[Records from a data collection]
* START *
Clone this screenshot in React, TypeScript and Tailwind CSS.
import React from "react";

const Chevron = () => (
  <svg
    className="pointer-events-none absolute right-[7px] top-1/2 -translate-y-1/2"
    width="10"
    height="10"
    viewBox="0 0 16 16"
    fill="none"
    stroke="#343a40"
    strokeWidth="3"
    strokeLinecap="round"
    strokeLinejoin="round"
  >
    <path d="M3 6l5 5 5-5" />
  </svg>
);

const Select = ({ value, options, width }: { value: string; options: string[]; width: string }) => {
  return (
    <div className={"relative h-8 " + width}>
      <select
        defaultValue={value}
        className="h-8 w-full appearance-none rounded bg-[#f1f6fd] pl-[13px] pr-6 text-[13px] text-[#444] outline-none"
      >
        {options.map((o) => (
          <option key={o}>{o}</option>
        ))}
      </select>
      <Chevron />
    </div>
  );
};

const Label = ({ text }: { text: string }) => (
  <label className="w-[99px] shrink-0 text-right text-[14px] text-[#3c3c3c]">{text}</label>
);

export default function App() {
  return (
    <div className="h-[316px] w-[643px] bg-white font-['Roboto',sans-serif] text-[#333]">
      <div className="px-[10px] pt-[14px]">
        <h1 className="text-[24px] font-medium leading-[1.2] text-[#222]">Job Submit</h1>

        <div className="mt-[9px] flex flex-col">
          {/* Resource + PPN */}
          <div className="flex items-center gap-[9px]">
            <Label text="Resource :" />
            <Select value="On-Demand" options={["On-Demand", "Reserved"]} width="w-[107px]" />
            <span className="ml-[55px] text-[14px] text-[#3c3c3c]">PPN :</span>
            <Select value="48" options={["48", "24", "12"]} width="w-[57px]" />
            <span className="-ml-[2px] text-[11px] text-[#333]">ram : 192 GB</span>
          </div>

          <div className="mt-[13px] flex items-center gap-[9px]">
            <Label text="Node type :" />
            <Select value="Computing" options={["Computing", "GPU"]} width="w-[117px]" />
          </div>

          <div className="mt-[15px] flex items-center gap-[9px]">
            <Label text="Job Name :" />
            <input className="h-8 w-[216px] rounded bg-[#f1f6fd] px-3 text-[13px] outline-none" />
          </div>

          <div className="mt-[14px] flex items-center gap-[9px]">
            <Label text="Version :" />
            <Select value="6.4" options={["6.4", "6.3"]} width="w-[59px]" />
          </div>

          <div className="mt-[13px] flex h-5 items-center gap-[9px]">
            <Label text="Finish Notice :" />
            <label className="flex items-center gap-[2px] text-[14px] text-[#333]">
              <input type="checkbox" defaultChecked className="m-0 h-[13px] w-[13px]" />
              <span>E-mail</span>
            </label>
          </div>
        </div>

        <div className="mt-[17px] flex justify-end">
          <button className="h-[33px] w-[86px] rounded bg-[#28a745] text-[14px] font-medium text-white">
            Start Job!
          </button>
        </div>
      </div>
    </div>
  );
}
* END *
* START *
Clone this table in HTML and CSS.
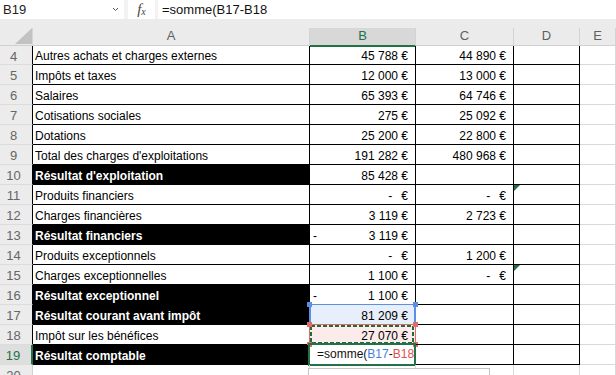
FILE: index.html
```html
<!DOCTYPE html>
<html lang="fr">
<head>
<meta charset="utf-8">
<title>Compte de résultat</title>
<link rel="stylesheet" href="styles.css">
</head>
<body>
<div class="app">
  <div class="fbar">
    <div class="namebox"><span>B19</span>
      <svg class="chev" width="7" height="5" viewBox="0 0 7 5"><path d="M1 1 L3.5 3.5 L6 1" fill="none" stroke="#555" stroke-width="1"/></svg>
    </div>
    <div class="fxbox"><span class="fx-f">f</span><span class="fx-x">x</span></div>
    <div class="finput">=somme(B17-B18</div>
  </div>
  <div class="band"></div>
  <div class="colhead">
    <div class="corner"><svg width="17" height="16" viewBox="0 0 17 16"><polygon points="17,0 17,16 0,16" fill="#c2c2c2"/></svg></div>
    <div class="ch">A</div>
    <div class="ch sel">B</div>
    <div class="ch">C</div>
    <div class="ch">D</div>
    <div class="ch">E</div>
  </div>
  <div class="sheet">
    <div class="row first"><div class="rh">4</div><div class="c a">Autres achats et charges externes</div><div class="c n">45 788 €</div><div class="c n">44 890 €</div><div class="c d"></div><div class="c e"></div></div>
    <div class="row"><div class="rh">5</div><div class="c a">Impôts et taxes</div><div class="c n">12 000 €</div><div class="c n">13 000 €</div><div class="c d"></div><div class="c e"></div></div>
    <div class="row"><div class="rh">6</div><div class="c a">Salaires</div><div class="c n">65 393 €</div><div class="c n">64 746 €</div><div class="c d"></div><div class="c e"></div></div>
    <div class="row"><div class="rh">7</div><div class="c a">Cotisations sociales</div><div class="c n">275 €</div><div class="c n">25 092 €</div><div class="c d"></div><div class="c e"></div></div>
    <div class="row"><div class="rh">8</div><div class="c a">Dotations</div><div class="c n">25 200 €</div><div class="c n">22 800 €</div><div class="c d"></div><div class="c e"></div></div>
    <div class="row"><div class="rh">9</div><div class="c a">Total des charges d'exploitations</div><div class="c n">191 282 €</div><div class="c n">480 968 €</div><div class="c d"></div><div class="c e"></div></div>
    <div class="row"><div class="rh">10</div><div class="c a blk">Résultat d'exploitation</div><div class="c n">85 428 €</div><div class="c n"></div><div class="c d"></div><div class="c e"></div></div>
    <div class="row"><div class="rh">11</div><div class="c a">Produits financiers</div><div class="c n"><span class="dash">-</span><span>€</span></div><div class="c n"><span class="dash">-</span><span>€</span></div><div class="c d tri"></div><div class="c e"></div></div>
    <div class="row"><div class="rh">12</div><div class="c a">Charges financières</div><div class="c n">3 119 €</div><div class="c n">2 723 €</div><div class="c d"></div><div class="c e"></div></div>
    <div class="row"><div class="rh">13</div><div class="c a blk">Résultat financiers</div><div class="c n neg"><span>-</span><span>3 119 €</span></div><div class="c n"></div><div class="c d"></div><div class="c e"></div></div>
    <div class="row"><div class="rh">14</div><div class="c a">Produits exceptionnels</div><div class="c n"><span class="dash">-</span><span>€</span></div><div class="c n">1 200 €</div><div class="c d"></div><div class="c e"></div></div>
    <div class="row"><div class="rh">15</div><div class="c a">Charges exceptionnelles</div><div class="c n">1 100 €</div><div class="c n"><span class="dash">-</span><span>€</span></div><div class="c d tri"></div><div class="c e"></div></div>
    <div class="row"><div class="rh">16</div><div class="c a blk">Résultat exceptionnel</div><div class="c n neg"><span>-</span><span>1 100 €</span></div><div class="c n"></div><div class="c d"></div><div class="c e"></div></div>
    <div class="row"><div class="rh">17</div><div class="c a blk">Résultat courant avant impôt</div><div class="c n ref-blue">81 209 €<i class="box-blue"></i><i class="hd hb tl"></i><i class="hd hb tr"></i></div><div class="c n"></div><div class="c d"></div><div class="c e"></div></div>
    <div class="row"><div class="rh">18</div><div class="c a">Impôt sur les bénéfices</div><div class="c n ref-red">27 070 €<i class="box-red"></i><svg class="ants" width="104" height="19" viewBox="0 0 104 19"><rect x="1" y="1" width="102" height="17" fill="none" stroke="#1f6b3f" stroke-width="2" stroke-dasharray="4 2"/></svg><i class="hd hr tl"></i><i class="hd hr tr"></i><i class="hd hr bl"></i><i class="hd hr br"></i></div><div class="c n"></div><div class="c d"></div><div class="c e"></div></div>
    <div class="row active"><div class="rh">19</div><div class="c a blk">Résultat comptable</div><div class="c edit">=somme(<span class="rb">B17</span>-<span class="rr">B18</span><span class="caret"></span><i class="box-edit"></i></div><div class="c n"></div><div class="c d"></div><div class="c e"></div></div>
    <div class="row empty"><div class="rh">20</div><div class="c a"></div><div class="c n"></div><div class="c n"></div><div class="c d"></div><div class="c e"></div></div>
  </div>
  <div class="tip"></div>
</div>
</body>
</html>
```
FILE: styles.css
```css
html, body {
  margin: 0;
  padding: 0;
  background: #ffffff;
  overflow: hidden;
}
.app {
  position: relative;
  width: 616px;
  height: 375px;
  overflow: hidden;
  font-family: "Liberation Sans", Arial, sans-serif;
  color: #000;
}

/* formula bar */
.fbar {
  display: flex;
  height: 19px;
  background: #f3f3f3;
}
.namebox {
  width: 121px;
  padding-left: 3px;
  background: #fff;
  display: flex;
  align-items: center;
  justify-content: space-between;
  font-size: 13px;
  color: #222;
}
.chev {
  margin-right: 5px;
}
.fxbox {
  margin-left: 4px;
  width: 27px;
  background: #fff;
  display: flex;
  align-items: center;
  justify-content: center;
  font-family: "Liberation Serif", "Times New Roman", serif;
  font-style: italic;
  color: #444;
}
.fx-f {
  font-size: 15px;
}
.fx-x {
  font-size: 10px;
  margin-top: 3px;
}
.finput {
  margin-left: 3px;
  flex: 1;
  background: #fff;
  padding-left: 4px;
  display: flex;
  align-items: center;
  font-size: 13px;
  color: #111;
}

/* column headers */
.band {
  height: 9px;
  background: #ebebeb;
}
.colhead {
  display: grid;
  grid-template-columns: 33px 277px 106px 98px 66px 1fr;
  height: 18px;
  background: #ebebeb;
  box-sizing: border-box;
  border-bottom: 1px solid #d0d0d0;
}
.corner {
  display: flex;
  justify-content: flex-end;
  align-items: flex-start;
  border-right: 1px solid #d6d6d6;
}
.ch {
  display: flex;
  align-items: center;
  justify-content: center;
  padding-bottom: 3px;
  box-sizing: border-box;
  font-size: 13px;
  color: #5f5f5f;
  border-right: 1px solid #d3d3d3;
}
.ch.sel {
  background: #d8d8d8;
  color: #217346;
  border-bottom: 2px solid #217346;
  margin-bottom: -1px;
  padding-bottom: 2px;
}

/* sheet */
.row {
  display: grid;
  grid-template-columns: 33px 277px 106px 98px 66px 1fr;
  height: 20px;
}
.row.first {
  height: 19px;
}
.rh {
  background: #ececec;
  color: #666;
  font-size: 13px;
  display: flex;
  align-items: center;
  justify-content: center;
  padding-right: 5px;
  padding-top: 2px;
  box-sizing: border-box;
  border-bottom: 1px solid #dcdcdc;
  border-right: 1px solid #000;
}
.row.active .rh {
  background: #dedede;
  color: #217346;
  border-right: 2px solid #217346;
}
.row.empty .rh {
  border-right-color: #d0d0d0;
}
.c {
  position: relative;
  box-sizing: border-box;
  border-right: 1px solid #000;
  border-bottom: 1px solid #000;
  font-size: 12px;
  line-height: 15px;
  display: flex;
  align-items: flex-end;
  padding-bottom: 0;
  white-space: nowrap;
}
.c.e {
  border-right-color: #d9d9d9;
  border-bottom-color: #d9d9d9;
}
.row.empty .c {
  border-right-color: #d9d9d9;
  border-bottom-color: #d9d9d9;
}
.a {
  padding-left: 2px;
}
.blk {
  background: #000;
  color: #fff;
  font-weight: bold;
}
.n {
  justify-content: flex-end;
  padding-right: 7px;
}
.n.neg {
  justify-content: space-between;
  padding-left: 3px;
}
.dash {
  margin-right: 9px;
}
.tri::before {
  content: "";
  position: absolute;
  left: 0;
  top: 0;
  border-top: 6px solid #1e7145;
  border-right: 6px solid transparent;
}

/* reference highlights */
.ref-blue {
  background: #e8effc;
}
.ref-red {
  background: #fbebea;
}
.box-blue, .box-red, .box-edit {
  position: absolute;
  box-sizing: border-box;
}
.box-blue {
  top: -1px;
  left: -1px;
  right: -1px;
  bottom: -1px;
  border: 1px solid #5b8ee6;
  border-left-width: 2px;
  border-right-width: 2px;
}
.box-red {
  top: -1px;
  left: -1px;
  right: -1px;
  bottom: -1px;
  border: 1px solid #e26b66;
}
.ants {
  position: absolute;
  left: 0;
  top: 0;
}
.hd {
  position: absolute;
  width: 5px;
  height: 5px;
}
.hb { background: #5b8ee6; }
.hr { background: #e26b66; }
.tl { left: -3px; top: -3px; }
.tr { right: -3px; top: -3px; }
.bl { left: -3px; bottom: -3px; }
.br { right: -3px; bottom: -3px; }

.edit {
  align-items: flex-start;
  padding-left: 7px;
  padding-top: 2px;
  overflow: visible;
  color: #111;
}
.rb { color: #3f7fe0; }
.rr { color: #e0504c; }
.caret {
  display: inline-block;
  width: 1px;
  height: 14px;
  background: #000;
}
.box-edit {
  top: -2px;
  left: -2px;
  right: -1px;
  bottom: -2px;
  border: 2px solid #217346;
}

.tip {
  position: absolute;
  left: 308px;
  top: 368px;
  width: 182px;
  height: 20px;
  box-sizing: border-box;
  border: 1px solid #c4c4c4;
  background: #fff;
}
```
* END *
* START *
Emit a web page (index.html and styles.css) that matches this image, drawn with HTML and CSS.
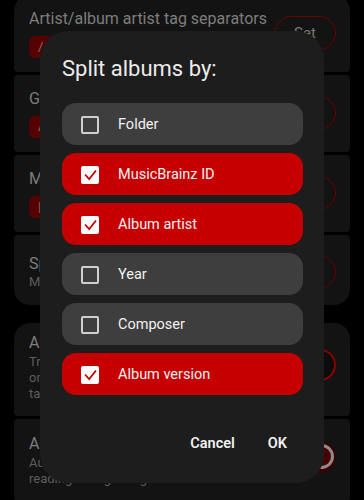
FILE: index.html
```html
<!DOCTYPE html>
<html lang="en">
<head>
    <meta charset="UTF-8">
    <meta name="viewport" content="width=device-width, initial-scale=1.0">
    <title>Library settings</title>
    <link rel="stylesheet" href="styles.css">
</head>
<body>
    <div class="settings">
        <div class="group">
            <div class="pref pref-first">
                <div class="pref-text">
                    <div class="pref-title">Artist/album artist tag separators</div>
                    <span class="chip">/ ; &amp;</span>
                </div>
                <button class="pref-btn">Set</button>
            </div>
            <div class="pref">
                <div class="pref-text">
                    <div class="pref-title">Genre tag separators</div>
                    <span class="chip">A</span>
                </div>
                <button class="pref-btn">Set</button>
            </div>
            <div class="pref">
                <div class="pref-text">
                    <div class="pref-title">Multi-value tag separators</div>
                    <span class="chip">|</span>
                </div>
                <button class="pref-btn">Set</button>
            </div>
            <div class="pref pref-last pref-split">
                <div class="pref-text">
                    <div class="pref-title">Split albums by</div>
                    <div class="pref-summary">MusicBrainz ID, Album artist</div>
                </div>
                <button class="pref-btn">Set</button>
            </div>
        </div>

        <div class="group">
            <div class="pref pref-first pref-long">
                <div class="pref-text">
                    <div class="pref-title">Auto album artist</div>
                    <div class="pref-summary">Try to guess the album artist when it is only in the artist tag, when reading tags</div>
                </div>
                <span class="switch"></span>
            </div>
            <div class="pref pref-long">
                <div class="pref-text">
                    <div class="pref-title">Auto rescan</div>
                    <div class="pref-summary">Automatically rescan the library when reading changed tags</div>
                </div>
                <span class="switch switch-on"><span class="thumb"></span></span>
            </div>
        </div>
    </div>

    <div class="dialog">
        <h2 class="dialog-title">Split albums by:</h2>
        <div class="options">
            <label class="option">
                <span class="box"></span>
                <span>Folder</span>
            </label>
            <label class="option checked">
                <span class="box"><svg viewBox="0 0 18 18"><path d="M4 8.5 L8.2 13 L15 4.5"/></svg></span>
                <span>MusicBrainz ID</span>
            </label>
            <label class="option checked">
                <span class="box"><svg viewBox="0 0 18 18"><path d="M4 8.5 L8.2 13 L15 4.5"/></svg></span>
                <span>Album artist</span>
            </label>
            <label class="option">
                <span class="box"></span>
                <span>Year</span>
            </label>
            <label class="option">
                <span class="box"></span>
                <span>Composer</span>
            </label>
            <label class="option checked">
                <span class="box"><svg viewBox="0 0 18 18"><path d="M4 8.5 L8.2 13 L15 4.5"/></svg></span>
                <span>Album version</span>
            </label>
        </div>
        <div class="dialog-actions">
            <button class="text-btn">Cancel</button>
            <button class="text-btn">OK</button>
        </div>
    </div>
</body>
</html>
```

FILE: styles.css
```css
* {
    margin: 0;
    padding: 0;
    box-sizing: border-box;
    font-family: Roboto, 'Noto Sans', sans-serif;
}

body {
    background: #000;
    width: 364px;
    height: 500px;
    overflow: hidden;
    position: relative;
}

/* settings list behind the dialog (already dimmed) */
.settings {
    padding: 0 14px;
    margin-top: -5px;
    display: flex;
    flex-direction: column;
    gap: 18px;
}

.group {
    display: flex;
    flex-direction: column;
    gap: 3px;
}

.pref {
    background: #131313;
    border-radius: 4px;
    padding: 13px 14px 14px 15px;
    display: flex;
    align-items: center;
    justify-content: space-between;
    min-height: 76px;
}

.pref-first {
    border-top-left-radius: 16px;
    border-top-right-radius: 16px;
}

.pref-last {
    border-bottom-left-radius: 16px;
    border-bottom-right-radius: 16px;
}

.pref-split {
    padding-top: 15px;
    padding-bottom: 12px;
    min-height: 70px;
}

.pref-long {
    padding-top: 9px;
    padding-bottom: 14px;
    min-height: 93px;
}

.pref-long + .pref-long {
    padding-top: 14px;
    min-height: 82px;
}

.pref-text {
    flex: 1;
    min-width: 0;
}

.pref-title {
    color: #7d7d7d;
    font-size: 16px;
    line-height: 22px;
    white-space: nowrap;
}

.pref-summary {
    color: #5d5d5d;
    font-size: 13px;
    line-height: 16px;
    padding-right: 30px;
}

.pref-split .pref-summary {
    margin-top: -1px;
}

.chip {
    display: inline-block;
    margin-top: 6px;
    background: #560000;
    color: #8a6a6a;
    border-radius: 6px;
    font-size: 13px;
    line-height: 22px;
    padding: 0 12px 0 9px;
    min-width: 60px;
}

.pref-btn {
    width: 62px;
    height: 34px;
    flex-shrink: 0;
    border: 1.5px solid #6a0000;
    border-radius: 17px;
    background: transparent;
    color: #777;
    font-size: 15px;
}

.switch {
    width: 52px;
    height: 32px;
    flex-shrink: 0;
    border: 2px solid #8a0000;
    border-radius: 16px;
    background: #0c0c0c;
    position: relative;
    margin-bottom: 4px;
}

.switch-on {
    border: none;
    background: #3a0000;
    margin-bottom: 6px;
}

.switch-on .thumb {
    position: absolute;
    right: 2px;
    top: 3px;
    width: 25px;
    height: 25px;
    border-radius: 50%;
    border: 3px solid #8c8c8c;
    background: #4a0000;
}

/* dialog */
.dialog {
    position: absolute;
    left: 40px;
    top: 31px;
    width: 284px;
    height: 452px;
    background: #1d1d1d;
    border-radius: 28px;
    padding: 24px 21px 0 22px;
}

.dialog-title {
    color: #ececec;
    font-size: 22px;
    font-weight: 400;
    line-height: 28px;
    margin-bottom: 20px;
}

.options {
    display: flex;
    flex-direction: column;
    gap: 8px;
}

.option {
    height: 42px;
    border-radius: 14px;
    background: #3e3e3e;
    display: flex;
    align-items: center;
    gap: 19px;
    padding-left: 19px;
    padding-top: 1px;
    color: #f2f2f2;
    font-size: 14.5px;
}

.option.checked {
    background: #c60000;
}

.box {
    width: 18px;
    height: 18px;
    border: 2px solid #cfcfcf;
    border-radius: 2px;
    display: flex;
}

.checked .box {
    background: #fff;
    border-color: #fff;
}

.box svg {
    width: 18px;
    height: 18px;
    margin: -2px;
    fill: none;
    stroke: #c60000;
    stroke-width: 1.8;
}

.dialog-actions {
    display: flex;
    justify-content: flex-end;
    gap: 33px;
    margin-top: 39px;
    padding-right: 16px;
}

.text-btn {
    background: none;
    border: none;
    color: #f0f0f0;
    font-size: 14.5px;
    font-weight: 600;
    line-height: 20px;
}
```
* END *
- _YOUR INSTRUCTIONS_
Tally how many lines of the data include the word "Clone". Write the number and nothing else.

- _RESULT OF THE TASK_
2